If you've ever stood on a Beijing subway platform at 8:07 a.m., squeezed between commuters like sardines in a high-speed can, you've felt it — the pulse of modern China. Public transport here isn't just about getting from point A to B; it's a living, breathing reflection of society itself: crowded, efficient, evolving, and deeply symbolic.

China’s public transit systems are among the most advanced and heavily used in the world. With over 800 million daily trips on urban transport (2023 data), the numbers aren’t just impressive — they’re telling a story.

The Numbers Don’t Lie: Transit by the Data

Let’s break it down with some hard stats:

City Daily Ridership (Million) Subway Length (km) Bus Fleet Size
Beijing 12.5 783 24,000
Shanghai 11.8 831 19,500
Guangzhou 9.2 621 14,300
Chengdu 6.1 558 10,200

These aren’t just transportation hubs — they’re social ecosystems. The metro doesn’t discriminate: CEOs swipe their transit cards next to migrant workers, students, and retirees. In that shared space, hierarchy blurs — at least for the 20-minute ride.

Efficiency vs. Equity: The Great Balancing Act

China’s government has invested over $300 billion in urban rail since 2010. That’s not charity — it’s strategy. As cities swell (Shanghai now houses over 26 million people), mass transit keeps the engine running.

But here’s the twist: while first-tier cities boast driverless trains and facial recognition gates, smaller cities still rely on aging buses and overcrowded minibuses. This gap mirrors China’s broader urban-rural divide — progress is real, but uneven.

Culture in Motion: What Rides Reveal

  • Etiquette under pressure: Despite the crush, it’s common to see younger riders giving up seats to elders — a quiet nod to Confucian values.
  • Digital integration: From WeChat QR codes to Alipay-linked transit cards, tech adoption is seamless. Over 95% of riders use mobile payments.
  • Social control?
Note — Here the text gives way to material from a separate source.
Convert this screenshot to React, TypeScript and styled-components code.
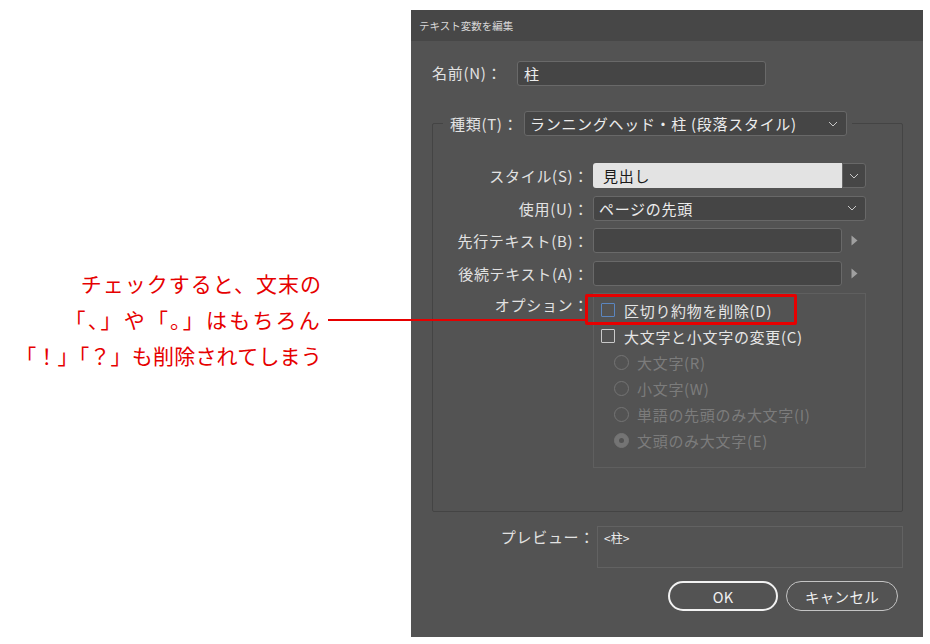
import React from "react"
import styled, { createGlobalStyle } from "styled-components"

const GlobalStyle = createGlobalStyle`
    html, body {
        margin: 0;
        padding: 0;
        background: #ffffff;
    }
    body {
        font-family: "Noto Sans CJK JP", "Noto Sans", sans-serif;
    }
`

const RED = "#e60000"

const Page = styled.div`
    position: relative;
    display: flex;
    width: 930px;
    height: 644px;
    overflow: hidden;
`

const Annotation = styled.div`
    flex: none;
    width: 411px;
    box-sizing: border-box;
    padding: 265px 89px 0 0;
    display: flex;
    flex-direction: column;
    align-items: flex-end;
    color: ${RED};
    font-size: 21px;
    line-height: 36px;
`

const AnnotationLine = styled.div<{ $spacing: number }>`
    letter-spacing: ${p => p.$spacing}px;
    white-space: nowrap;
`

const Leader = styled.div`
    position: absolute;
    left: 328px;
    top: 319px;
    width: 258px;
    height: 2px;
    background: ${RED};
`

const Dialog = styled.div`
    flex: none;
    margin-top: 10px;
    width: 512px;
    height: 627px;
    background: #535353;
    color: #e2e2e2;
    display: flex;
    flex-direction: column;
`

const TitleBar = styled.div`
    height: 31px;
    background: #474747;
    padding-left: 8px;
    font-size: 10.5px;
    line-height: 31px;
    color: #d8d8d8;
`

const Body = styled.div`
    display: flex;
    flex-direction: column;
    padding: 20px 20px 0 21px;
    font-size: 15px;
    letter-spacing: 0.7px;
`

const NameRow = styled.div`
    display: flex;
    align-items: center;
    height: 24px;
`

const NameLabel = styled.span`
    width: 85px;
    line-height: 24px;
`

const Input = styled.div<{ $width: number }>`
    box-sizing: border-box;
    width: ${p => p.$width}px;
    height: 25px;
    background: #454545;
    border: 1px solid #696969;
    border-radius: 3px;
    padding-left: 6px;
    font-size: 15px;
    line-height: 23px;
    color: #ececec;
`

const Group = styled.fieldset`
    margin: 26px 0 0 0;
    padding: 0 0 43px 0;
    border: 1px solid #444444;
    border-radius: 2px;
    min-width: 0;
`

const Legend = styled.legend`
    margin-left: 10px;
    padding: 0 5px;
    display: flex;
    align-items: center;
    line-height: 25px;
`

const LegendLabel = styled.span`
    width: 74px;
    padding-left: 2px;
    white-space: nowrap;
`

const Select = styled.div<{ $width: number }>`
    box-sizing: border-box;
    display: flex;
    align-items: center;
    width: ${p => p.$width}px;
    height: 25px;
    background: #454545;
    border: 1px solid #686868;
    border-radius: 3px;
    padding: 0 8px 0 5px;
    color: #ececec;
    font-size: 15px;
`

const SelectText = styled.span`
    flex: 1;
    line-height: 23px;
    white-space: nowrap;
`

const Form = styled.div`
    display: grid;
    grid-template-columns: 156px 273px;
    column-gap: 4px;
    row-gap: 7.6px;
    margin-top: 27px;
`

const Label = styled.div<{ $top?: boolean }>`
    text-align: right;
    line-height: ${p => (p.$top ? "22px" : "25px")};
    align-self: ${p => (p.$top ? "start" : "center")};
    padding-top: ${p => (p.$top ? "1px" : "0")};
    white-space: nowrap;
`

const Combo = styled.div`
    display: flex;
    height: 25px;
`

const ComboField = styled.div`
    flex: 1;
    background: #e3e3e3;
    border-radius: 3px 0 0 3px;
    color: #1a1a1a;
    padding-left: 10px;
    line-height: 25px;
`

const ComboButton = styled.div`
    box-sizing: border-box;
    width: 24px;
    display: flex;
    align-items: center;
    justify-content: center;
    background: #464646;
    border: 1px solid #686868;
    border-radius: 0 3px 3px 0;
`

const ArrowField = styled.div`
    display: flex;
    align-items: center;
    gap: 9px;
`

const Options = styled.div`
    box-sizing: border-box;
    height: 175px;
    border: 1px solid #5f5f5f;
    padding: 3px 0 0 7px;
    display: flex;
    flex-direction: column;
`

const OptionRow = styled.div<{ $indent?: boolean; $disabled?: boolean }>`
    position: relative;
    display: flex;
    align-items: center;
    height: 26px;
    padding-left: ${p => (p.$indent ? "13px" : "0")};
    color: ${p => (p.$disabled ? "#7c7c7c" : "#e6e6e6")};
    white-space: nowrap;
`

const Checkbox = styled.span<{ $focus?: boolean }>`
    box-sizing: border-box;
    width: 14px;
    height: 14px;
    margin-right: 9px;
    border: 1px solid ${p => (p.$focus ? "#5b86c0" : "#c9c9c9")};
    border-radius: 1px;
`

const Radio = styled.span<{ $checked?: boolean }>`
    box-sizing: border-box;
    width: 15px;
    height: 15px;
    margin-right: 8px;
    border: 1.5px solid #747474;
    border-radius: 50%;
    display: flex;
    align-items: center;
    justify-content: center;
    background: ${p => (p.$checked ? "#747474" : "transparent")};
    &::after {
        content: "";
        width: 5px;
        height: 5px;
        border-radius: 50%;
        background: ${p => (p.$checked ? "#535353" : "transparent")};
    }
`

const Highlight = styled.div`
    position: absolute;
    left: -16px;
    top: -3px;
    width: 212px;
    height: 31px;
    box-sizing: border-box;
    border: 3px solid ${RED};
    border-radius: 2px;
`

const PreviewRow = styled.div`
    display: flex;
    margin-top: 14px;
`

const PreviewLabel = styled.div`
    width: 163px;
    text-align: right;
    line-height: 22px;
    margin-right: 2px;
`

const PreviewBox = styled.div`
    box-sizing: border-box;
    width: 306px;
    height: 42px;
    border: 1px solid #626262;
    padding: 3px 0 0 6px;
    font-size: 12px;
    line-height: 16px;
    letter-spacing: 0;
    color: #ececec;
`

const Buttons = styled.div`
    display: flex;
    justify-content: flex-end;
    gap: 8px;
    margin: 13px 5px 0 0;
`

const Button = styled.div<{ $primary?: boolean }>`
    box-sizing: border-box;
    width: ${p => (p.$primary ? "110px" : "112px")};
    height: 30px;
    border: ${p => (p.$primary ? "2px solid #f2f2f2" : "1px solid #c4c4c4")};
    border-radius: 15px;
    display: flex;
    align-items: center;
    justify-content: center;
    font-size: 14.5px;
    letter-spacing: 0.3px;
    color: #f0f0f0;
`

const Chevron = () => (
    <svg width={10} height={6} viewBox="0 0 10 6">
        <path d="M1 1 L5 5 L9 1" fill="none" stroke="#c8c8c8" strokeWidth={1} />
    </svg>
)

const Triangle = () => (
    <svg width={7} height={11} viewBox="0 0 7 11">
        <path d="M0.5 0.5 L6.5 5.5 L0.5 10.5 Z" fill="#a0a0a0" />
    </svg>
)

const radios = [
    { label: "大文字(R)", checked: false },
    { label: "小文字(W)", checked: false },
    { label: "単語の先頭のみ大文字(I)", checked: false },
    { label: "文頭のみ大文字(E)", checked: true }
]

export default function App() {
    return (
        <Page>
            <GlobalStyle />
            <Annotation>
                <AnnotationLine $spacing={1}>チェックすると、文末の</AnnotationLine>
                <AnnotationLine $spacing={2.2}>「、」や「。」はもちろん</AnnotationLine>
                <AnnotationLine $spacing={0.2}>「！」「？」も削除されてしまう</AnnotationLine>
            </Annotation>
            <Leader />
            <Dialog>
                <TitleBar>テキスト変数を編集</TitleBar>
                <Body>
                    <NameRow>
                        <NameLabel>名前(N)：</NameLabel>
                        <Input $width={249}>柱</Input>
                    </NameRow>
                    <Group>
                        <Legend>
                            <LegendLabel>種類(T)：</LegendLabel>
                            <Select $width={323}>
                                <SelectText>ランニングヘッド・柱 (段落スタイル)</SelectText>
                                <Chevron />
                            </Select>
                        </Legend>
                        <Form>
                            <Label>スタイル(S)：</Label>
                            <Combo>
                                <ComboField>見出し</ComboField>
                                <ComboButton>
                                    <Chevron />
                                </ComboButton>
                            </Combo>

                            <Label>使用(U)：</Label>
                            <Select $width={273}>
                                <SelectText>ページの先頭</SelectText>
                                <Chevron />
                            </Select>

                            <Label>先行テキスト(B)：</Label>
                            <ArrowField>
                                <Input $width={249} />
                                <Triangle />
                            </ArrowField>

                            <Label>後続テキスト(A)：</Label>
                            <ArrowField>
                                <Input $width={249} />
                                <Triangle />
                            </ArrowField>

                            <Label $top>オプション：</Label>
                            <Options>
                                <OptionRow>
                                    <Checkbox $focus />
                                    区切り約物を削除(D)
                                    <Highlight />
                                </OptionRow>
                                <OptionRow>
                                    <Checkbox />
                                    大文字と小文字の変更(C)
                                </OptionRow>
                                {radios.map(r => (
                                    <OptionRow key={r.label} $indent $disabled>
                                        <Radio $checked={r.checked} />
                                        {r.label}
                                    </OptionRow>
                                ))}
                            </Options>
                        </Form>
                    </Group>
                    <PreviewRow>
                        <PreviewLabel>プレビュー：</PreviewLabel>
                        <PreviewBox>&lt;柱&gt;</PreviewBox>
                    </PreviewRow>
                    <Buttons>
                        <Button $primary>OK</Button>
                        <Button>キャンセル</Button>
                    </Buttons>
                </Body>
            </Dialog>
        </Page>
    )
}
Yes, cameras and AI monitoring are everywhere — raising debates about privacy vs. safety.

In many ways, the subway is China’s great equalizer — until it isn’t. Premium carriages, reserved seating, and high-speed rail VIP lounges hint at growing class stratification, even in public spaces.

The Future: Green, Smart, and Crowded

By 2030, China plans to have over 15,000 km of urban rail nationwide. Electric buses already make up 70% of fleets in major cities, slashing emissions. And innovations like Chengdu’s ‘sunflower’ solar-powered stations show how sustainability is taking root.
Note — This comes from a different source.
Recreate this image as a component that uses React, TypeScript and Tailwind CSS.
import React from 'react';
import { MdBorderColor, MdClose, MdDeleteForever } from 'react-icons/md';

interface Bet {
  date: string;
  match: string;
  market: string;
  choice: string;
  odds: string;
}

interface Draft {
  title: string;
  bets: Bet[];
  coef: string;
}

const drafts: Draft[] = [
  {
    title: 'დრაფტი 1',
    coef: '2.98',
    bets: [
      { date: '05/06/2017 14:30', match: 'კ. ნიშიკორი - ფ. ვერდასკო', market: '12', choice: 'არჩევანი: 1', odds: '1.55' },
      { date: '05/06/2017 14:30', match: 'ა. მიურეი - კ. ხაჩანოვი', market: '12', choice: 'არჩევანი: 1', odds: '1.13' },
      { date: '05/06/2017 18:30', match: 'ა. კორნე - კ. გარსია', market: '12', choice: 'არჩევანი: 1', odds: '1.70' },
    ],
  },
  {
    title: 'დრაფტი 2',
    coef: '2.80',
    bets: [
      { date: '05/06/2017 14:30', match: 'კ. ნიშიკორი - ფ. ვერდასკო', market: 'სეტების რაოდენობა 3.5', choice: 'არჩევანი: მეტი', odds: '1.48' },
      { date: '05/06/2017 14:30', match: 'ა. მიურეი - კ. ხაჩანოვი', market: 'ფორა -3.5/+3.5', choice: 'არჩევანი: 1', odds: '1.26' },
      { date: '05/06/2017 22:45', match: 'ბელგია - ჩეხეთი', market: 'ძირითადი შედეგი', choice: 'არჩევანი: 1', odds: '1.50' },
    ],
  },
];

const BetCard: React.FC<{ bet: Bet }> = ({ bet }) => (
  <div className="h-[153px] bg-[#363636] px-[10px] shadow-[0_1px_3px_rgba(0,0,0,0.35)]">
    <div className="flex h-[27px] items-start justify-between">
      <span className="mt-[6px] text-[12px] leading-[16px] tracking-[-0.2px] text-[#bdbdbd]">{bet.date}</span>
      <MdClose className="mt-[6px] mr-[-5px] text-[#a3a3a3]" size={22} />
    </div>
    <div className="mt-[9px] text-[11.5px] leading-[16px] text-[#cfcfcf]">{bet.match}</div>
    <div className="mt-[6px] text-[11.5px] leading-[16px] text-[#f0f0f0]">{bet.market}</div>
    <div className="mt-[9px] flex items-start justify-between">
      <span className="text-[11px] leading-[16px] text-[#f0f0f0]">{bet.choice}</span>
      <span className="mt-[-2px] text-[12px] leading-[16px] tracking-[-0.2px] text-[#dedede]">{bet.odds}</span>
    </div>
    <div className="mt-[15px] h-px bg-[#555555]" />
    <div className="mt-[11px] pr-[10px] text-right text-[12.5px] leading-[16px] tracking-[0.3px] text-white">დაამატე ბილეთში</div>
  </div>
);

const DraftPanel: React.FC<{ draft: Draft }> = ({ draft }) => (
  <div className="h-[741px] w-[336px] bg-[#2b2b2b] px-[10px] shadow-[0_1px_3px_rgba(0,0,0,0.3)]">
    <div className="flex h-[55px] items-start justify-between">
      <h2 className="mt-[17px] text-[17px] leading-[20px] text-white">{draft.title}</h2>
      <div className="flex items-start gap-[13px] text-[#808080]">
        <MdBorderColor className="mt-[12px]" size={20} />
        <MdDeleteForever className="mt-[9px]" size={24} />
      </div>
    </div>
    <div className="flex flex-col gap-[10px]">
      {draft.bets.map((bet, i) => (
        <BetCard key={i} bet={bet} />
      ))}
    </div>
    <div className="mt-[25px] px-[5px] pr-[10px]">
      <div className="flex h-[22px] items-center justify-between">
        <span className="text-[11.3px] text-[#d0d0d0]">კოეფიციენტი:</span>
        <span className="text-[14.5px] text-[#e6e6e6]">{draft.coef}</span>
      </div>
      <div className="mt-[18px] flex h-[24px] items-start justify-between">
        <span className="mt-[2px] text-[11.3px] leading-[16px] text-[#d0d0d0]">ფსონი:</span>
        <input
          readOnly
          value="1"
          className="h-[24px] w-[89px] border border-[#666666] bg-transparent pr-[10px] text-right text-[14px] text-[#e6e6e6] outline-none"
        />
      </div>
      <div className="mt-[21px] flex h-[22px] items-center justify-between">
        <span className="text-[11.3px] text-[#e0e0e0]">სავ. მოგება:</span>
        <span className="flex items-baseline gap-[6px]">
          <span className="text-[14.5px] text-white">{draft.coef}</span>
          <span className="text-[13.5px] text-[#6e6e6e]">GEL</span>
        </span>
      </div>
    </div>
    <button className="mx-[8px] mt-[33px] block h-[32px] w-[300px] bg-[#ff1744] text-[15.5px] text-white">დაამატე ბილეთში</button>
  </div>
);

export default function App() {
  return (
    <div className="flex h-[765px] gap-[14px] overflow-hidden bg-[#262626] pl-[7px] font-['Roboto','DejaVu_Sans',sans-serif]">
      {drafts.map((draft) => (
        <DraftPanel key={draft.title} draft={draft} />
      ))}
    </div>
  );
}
Yet challenges remain: congestion, affordability, and accessibility for the elderly. As one Shenzhen commuter told me: “The train gets me to work fast, but sometimes I feel invisible in the crowd.”

That’s the paradox of Chinese public transport: it moves millions forward, yet personal space — physically and socially — is shrinking.

In the end, riding the metro in China is more than a commute. It’s a daily lesson in order, endurance, and the relentless pace of change. The tracks don’t just connect stations — they trace the contours of a nation racing toward tomorrow, together.